この日は津川竜座長の誕生日公演でした。昼の部が長引いて、始まりは10分伸び、5時10分からでした。お芝居だけで約2時間に及んだのですが、待った甲斐があったすばらしい舞台でした。
大衆演劇版が段平の素朴さ、一徹さに焦点を合わせ、「大衆演劇の観客に分りやすいよう、親近感をもってもらえるように」というところに照準を合わせたダイジェスト版だったのに対し、はる駒座のものは伏線となるエピソード、サブプロットをメインプロットにきちっと組み込んだ複雑な造りの完全版でした。対象としている観客が違っているのだから当然でしょう。はる駒座のものは、ちょっとモッタイナイ気がしました。でもお芝居が終わるころには感動の吐息がここそこから漏れ出ていましたので、この舞台が並外れた一級品であることは皆さん分ったのだと思います。これは商業演劇の劇場に乗っても5千円以上の料金を取ることのできる舞台でした。実際に津川座長は2010年4月23日、24日の両日、大阪 阿倍野区民センター大ホールでこの芝居を打っています。このとき、見に行くつもりだったのですが、丁度新学期の始まったところで、目が回るほどの忙しさ、結局諦めたのです。
原作は長谷川幸延で、何回か映画化されていますが、1962年大映のもの(脚本:黒澤明)が一番人口に膾炙しているようです。段平を二代目中村鴈治郎が、新国劇の創始者、澤田正二郎を市川雷蔵が演じています。映画の筋を紹介したサイトからみる限り津川竜版はこの映画版に忠実な筋となっています。なんといっても黒沢の脚本だから、安心ですよね。山あり谷ありと観客を飽きさせません。またサブプロットの設定も実に巧妙です。
中村鴈治郎が段平を演じたとなると、映画版段平はずいぶんアクの強いキャラクターとなっていたと想像できます。なにしろ中村鴈治郎、この人は「化け物」ですから(三島由紀夫の『金閣寺』を映画化した『炎上』ではあの雷蔵を喰っています)。
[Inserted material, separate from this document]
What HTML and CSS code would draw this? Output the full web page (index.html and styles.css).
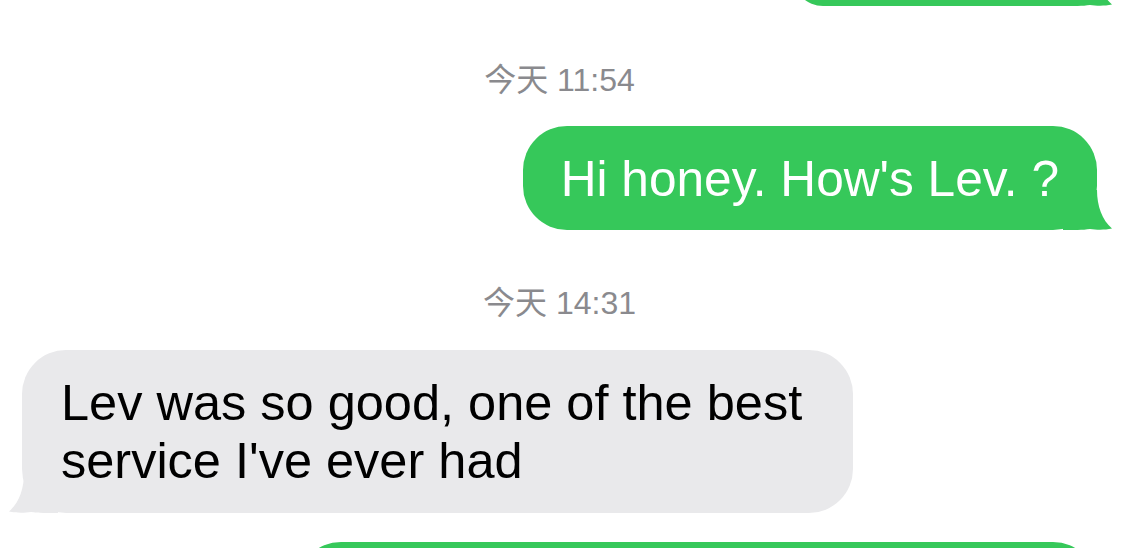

津川竜さんは鴈治郎とは180度ちがったニンの方(どちらかというとインテリっぽい)ですが、それが段平の弱さ、脆さを浮き上がらせるのに役立っていました。単純で、頭は殺陣のことでいっぱい。でも憎めないカワイイ男としての段平像が無理なく描出されていました。
はるかさん演じる女房のおはる、うなりました。上方弁が自家薬籠中のものであったのはもちろんですが、段平への深い愛情が(お二人が実際の夫婦であることとも重なって)しみじみと伝わってきました。
もう一つ、心から賞賛を送りたいのは劇団員さんたちの演技です。普段の公演の合間をぬってずいぶん稽古されたんでしょうね。子役たちもりっぱに演じていました。劇団が一丸となって座長をもり立て、この公演を成功させようという意気込みが痛いほど伝わってきました。先週の日曜日にはる駒座の『秋葉時雨』をみたつれあいが、商業演劇のレベルかそれ以上だといっていたのを思いだしました。「でも、大衆演劇っぽくないんだよナー」ということでした。
この本格的な芝居を木戸銭、たったの1700円でみれるとは、なにか申し訳ないような気がしました。